Exhibit 4.1
THIRD AMENDMENT TO AMENDED AND RESTATED
SECTION 382 RIGHTS AGREEMENT
This Third Amendment, dated as of March7, 2019 (this “Amendment”), to the Amended and Restated Section 382 Rights Agreement, dated as of March 18, 2010, as amended by that certain First Amendment to Amended and Restated Section 382 Rights Agreement, dated as of March 14, 2013 and that certain Second Amendment to Amended and Restated Section 382 Rights Agreement, dated as of March 10, 2016 (collectively, the “Section 382 Rights Agreement”), is made between PulteGroup, Inc., a Michigan corporation (the “Company”), and Computershare Trust Company, N.A., a federally chartered trust company (the “Rights Agent”). Capitalized terms not otherwise defined herein shall have the meanings given to such terms in the Section 382 Rights Agreement.

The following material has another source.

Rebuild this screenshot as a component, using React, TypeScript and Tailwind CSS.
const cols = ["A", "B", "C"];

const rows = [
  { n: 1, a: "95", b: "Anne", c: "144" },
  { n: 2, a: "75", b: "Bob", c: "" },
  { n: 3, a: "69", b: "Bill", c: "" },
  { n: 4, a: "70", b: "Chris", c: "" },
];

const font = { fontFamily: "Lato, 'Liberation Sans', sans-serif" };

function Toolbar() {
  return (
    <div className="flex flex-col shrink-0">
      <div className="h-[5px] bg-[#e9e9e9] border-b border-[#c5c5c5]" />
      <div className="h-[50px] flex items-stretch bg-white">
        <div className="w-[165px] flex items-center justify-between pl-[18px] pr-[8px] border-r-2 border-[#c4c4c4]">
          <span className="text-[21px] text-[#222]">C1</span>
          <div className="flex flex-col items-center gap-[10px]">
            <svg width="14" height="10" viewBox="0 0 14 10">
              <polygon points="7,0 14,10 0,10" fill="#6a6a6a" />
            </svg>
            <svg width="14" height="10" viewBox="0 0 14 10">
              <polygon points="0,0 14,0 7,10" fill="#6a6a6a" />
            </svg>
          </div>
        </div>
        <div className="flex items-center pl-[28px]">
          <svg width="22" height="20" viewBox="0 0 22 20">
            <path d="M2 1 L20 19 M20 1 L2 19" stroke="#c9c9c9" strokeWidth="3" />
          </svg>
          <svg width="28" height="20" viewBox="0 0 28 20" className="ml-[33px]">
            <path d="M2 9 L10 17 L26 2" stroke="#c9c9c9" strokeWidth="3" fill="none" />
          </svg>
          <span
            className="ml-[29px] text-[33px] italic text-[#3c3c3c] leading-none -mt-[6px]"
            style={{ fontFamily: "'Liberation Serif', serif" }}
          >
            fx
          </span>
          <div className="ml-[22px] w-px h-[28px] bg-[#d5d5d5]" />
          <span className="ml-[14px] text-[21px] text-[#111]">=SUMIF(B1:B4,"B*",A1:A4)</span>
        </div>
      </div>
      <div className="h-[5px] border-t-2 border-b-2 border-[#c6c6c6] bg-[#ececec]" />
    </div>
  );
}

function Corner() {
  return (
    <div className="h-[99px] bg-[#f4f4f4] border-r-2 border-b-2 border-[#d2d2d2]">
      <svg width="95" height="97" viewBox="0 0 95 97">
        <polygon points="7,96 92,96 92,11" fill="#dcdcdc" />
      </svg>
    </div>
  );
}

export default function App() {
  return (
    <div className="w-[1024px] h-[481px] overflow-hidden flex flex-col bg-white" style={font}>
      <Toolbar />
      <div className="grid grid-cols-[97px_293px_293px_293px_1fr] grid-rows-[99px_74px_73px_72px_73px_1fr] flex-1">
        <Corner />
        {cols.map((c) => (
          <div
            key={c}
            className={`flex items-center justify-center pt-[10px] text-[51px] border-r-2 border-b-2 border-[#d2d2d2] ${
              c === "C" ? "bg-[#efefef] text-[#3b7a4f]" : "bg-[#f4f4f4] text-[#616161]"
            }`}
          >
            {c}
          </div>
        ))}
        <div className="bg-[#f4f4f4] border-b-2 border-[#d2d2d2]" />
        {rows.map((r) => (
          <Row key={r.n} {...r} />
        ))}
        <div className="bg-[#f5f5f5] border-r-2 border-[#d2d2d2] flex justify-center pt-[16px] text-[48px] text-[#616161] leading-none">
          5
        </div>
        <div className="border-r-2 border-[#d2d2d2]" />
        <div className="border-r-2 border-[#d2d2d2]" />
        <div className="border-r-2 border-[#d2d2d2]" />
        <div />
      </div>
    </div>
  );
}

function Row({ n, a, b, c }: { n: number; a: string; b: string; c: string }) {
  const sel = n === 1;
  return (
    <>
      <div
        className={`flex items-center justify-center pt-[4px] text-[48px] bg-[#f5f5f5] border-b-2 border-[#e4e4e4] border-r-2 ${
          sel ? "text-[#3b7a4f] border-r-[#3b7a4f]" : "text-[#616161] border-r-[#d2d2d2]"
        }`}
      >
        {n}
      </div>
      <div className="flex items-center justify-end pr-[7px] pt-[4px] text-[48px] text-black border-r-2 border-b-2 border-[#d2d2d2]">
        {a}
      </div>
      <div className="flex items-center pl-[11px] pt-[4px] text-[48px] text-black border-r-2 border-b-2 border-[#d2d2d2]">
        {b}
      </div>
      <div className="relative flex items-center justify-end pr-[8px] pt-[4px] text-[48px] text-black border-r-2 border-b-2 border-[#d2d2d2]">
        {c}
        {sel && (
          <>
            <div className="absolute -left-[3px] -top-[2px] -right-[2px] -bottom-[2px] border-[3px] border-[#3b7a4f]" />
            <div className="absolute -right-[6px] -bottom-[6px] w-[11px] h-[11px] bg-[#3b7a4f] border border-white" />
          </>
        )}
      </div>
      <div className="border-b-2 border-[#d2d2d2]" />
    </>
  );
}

WHEREAS, the Board of Directors of the Company (the “Board”) has determined it is in the best interests of the Company and its shareholders to revise Section 7(a) of the Section 382 Rights Agreement and to extend the expiration date of the Section 382 Rights Agreement, subject to the approval of the shareholders of the Company;
WHEREAS, the Board has determined that it is advisable and in the best interests of the Company and its shareholders to put the Section 382 Rights Agreement, as amended by this Amendment, to a binding vote at the Company’s 2019 annual meeting; and
WHEREAS, pursuant to its authority under Section 27 of the Section 382 Rights Agreement, the Board has authorized and approved this Amendment to the Section 382 Rights Agreement as of the date hereof, and an appropriate officer of the Company has delivered a certificate to the Rights Agent in accordance with Section 27 of the Section 382 Rights Agreement.
NOW THEREFORE, in consideration of the premises and the mutual agreements set forth in this Amendment, the parties hereto hereby agree as follows:
1. The Company hereby directs the Rights Agent, in its capacity as Rights Agent and in accordance with Section 27 of the Section 382 Rights Agreement, to execute this Amendment.
2. Paragraph (a), clause (i) of Section 7 of the Section 382 Rights Agreement is hereby amended to read in its entirety as follows:
“(i) the Close of Business on June 1, 2022 (the “Final Expiration Date”),”
3. Paragraph (a), clause (vi) of Section 7 of the Section 382 Rights Agreement is hereby amended to read in its entirety as follows:
“(vi) June 1, 2019 if Shareholder Approval has not been obtained by such date (the earliest of (i), (ii), (iii), (iv), (v) and (vi) being herein referred to as the “Expiration Date”).”